## Your task
Give the count of lines that include the string "components". Add nothing to it.
-- begin Dataset extract --
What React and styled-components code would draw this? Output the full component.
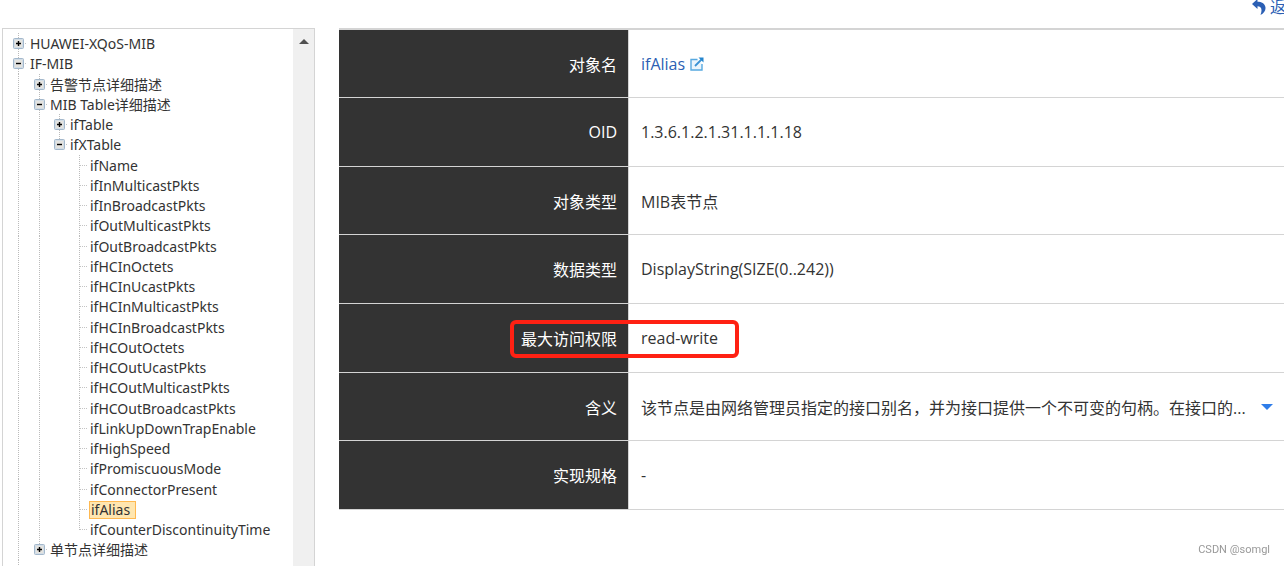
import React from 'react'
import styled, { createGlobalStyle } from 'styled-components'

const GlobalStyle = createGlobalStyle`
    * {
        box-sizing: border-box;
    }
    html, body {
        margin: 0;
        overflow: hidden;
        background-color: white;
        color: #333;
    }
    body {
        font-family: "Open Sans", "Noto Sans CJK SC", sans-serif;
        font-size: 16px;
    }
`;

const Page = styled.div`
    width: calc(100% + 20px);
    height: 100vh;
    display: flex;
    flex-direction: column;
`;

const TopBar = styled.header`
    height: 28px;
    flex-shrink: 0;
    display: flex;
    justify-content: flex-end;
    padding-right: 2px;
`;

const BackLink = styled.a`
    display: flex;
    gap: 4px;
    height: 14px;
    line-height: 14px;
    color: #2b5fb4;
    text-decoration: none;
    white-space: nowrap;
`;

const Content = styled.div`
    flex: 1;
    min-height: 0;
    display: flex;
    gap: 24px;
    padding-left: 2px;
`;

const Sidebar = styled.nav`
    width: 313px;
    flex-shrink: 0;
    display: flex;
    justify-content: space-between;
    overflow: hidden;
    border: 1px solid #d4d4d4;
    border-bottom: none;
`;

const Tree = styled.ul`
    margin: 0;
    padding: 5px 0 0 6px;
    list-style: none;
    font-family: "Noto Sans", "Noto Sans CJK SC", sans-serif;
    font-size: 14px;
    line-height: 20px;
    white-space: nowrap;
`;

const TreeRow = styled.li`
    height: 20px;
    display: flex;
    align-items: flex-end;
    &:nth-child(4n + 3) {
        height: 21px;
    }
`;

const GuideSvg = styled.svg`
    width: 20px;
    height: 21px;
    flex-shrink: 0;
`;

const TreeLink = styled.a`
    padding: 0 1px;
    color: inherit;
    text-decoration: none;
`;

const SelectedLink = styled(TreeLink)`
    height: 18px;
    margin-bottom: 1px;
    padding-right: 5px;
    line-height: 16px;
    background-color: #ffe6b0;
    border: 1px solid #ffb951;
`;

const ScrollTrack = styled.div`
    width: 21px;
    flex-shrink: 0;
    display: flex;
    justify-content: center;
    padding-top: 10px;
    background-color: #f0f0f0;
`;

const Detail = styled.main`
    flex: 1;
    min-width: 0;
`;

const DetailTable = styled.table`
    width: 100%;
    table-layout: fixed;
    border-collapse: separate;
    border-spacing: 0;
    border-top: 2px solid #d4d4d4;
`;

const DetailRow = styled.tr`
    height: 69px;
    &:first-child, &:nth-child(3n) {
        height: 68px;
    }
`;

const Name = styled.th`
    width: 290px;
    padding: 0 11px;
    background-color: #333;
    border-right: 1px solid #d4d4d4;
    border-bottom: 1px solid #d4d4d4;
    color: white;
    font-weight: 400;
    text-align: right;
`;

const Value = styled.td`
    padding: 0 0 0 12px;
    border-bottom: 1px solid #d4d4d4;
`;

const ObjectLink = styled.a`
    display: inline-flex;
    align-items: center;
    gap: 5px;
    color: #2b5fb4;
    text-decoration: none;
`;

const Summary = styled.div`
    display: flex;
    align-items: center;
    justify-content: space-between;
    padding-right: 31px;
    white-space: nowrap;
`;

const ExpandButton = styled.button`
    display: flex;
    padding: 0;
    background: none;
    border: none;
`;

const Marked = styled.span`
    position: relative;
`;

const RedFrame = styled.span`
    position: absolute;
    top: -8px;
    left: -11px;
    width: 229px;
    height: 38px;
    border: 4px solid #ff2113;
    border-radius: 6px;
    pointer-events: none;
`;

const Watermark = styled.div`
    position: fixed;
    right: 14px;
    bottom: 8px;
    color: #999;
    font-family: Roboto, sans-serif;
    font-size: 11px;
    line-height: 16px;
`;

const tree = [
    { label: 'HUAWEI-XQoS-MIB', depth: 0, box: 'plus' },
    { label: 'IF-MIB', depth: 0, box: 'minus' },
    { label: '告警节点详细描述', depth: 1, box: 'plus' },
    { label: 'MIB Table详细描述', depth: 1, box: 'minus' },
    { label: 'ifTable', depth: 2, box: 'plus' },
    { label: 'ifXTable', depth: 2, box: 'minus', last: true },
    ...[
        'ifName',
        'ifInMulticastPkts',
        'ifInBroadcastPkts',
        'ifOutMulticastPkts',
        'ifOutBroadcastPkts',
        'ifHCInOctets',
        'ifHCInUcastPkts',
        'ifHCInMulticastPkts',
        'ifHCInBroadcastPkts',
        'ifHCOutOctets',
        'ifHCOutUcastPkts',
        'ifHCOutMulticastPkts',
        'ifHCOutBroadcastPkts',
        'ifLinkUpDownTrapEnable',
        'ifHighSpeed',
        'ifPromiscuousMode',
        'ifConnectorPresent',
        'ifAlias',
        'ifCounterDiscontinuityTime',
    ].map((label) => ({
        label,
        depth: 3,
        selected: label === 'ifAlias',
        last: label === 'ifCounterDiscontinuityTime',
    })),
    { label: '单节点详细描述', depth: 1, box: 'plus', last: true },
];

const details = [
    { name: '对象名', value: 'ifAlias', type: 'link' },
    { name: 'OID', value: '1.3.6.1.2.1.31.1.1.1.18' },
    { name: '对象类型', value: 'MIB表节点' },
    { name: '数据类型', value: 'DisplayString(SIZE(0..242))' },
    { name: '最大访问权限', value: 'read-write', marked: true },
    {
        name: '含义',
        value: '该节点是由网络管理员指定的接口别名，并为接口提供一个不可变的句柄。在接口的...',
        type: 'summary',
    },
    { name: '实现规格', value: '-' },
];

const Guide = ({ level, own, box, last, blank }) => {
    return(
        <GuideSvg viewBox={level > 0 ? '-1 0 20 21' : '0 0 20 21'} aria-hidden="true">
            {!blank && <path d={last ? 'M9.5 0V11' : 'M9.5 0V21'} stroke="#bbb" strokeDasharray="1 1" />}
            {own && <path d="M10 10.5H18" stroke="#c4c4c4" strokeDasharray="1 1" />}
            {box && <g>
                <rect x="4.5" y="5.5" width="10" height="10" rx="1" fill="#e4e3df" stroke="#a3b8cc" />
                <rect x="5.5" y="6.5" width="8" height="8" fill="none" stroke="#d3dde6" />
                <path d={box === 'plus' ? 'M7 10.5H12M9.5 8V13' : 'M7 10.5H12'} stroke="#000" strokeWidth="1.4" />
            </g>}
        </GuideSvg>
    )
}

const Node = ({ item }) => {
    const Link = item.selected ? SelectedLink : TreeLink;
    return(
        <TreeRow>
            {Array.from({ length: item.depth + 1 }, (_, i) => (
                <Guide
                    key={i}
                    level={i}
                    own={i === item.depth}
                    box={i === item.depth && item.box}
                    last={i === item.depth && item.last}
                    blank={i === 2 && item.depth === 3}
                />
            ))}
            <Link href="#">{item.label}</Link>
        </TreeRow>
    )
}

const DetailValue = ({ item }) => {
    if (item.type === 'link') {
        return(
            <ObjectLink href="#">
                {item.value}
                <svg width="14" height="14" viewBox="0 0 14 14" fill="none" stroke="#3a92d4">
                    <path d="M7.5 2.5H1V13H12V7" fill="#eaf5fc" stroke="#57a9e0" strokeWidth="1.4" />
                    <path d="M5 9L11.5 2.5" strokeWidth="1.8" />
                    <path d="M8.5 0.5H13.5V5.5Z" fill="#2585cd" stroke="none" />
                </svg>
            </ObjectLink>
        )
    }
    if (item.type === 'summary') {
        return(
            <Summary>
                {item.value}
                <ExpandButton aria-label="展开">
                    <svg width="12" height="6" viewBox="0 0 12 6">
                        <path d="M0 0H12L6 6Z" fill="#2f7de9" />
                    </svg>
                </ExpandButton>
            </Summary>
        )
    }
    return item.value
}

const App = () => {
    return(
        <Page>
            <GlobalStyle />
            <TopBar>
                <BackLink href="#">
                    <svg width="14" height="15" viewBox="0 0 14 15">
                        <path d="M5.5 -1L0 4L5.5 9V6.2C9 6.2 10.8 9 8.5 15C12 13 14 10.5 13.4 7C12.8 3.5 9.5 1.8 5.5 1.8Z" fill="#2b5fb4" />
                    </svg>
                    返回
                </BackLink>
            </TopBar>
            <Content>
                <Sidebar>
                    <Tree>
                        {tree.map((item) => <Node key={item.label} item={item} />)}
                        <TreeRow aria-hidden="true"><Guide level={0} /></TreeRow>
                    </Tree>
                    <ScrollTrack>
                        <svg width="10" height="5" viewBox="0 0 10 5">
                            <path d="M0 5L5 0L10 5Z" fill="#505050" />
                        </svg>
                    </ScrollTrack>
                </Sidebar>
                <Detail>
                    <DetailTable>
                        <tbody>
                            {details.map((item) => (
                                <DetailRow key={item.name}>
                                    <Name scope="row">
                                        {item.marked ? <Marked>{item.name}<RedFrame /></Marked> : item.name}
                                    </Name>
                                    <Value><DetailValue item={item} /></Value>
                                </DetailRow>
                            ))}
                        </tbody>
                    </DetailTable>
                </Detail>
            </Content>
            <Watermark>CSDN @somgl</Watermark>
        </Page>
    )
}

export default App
-- end Dataset extract --
## The completed task
2